In the near month since Brett McMurphy published the claims of Courtney Smith, we’ve seen a parade of advocates for domestic violence survivors paraded in front of cameras and microphones to bash Urban Meyer. They all have referred to her as “the victim” regardless of the fact not one person has corroborated her story. So, since the #MeToo movement has shown they are willing to accept allegations with no proof or hearing the other side of the story, you’d think when an actual domestic abuse survivor speaks up, they’d be more than happy to listen and lend their support. Well, sure, as long as it goes along with the “Fire Urban Meyer” narrative. If it doesn’t, all of those who claim they want “justice” for Courtney Smith will attack.

Kristina Miller is the mother of Ohio State commit Harry Miller and a domestic abuse survivor. She shared her story with Letterman Row in an article posted Saturday. Her account of what she went through is chilling. She supports Urban Meyer and does so with strong words about him and the way the story was handled by the media and public. Not surprisingly, she was attacked on social media and the major sports websites have ignored her endorsement of Ohio State’s head coach. I always try to keep my blog fairly short, but I think it is important to share her entire statement.


Someone on social media called her a “horrible person.” Others have attacked her as well. Am I really surprised? No, not really. So, I see what you’re all about now. All of you screaming for “justice” for Courtney Smith, I see right through you. You could care less about what happens to her. You could care less what happens to ACTUAL victims of domestic abuse. You could care less because all you’re really concerned with is seeing Urban Meyer fired and Ohio State shamed. To bash a woman with a story like Kristina Miller tells me all I need to know about your motives.


The Hypocrisy


Most of the sports media outlets are guilty of mercilessly attacking Urban Meyer while picking and choosing what information to feed the public.

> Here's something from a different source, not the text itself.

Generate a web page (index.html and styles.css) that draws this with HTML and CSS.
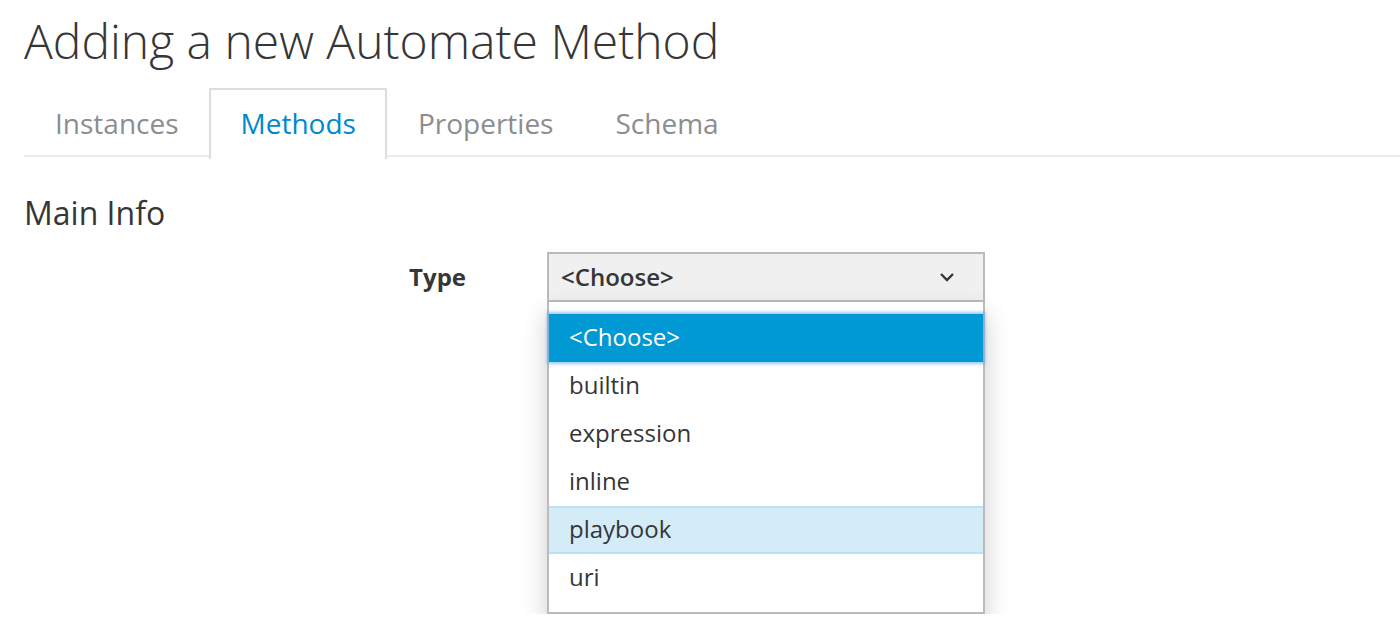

But, none more so than ESPN. They have been ruthless and slayed Meyer any way they could. They sided with the #MeToo movement and intentionally withheld important developments in the story. By doing so, they have molded public opinion without providing all of the facts. In his article published Friday, Ian O’Connor referred to the investigation as a “sham”. On “Outside the Lines” Bob Ley called Ohio State’s response “feckless and tone-deaf.” Ya know, that’s some pretty strong language from a network who has had more than their share of sexual harassment allegations leveled against them.


A December 14th, 2017 article by Boston Globe writer Jenn Abelson details multiple cases of sexual harassment claims made by female employees at ESPN. Perhaps the most outspoken was Adrienne Lawrence, who claimed longtime SportsCenter anchor John Buccigross sent her shirtless pictures. When rumors began of a relationship between them, Lawrence complained to management. She said one supervisor told her to drop the issue. The article says, “ESPN said it conducted a ‘thorough investigation’ and found Lawrence’s claims to be ‘entirely without merit.’” I’d say the people at ESPN know the words “sham” and feckless” quite well. Another they should know quite well is “hypocrite”, because that is exactly what the “four-letter network” is.


My New Hero


Jason Whitlock is a longtime sports journalist currently appearing on the Fox Sports show “Speak for Yourself”. He’s been embroiled in more than his share of controversy, but he’s now my new hero because he was not afraid to speak his mind and go against popular opinion on Meyer’s suspension during Thursday’s “Speak for Yourself.”


He called Meyer’s suspension “significant” and feels Ohio State really punished him. After his show partners gave their bash Urban takes, Whitlock said, “Ohio State’s actions scream to me that they have information that makes them believe Urban Meyer is not the bad guy, but they don’t trust the media to put out the information.” Maybe I’m off base here, but I’m guessing he is referring to the credibility of Courtney Smith. Then, he really let loose on the media, “..the media is not interested in the truth. The media is not interested in context. The media is interested in hanging people.” He continued, “Context and the full story is irrelevant. It’s ‘who can we hang.’” I love Jason Whitlock for speaking up, I really do. He’s someone who knows firsthand what it’s like to be hung by the media. As he says in the video, he’ll take criticism for his opinion, but it needed to be said by a well-known media member. It's around the 3:30 mark when he really gets going.


More Advice


I plan on wearing my Buckeye shirts and hats, and will continue to be a fan. I suggest you do the same. Wear your shirts. Wear your hats. Hang an OSU flag in front of your house. There will be people who will make snide remarks, but those are the same haters we put up with each season. I am a Buckeye and I will continue to be a Buckeye until I see LEGITIMATE reasons to stop. Courtney Smith, the media, and a misinformed public haven’t come anywhere close to doing that.


Like every other controversy in the sports world, it will pass and the lynch mob will move on. If the “resurgence” of Penn State can be called a “feel good” story and magazine stories can tell us what a great guy Nick Saban is, most in the media will soften on this as well.



It’s game week and I’m so excited to actually get to write about our favorite college football team getting ready to play Oregon State. “The most wonderful time of the year” is almost here.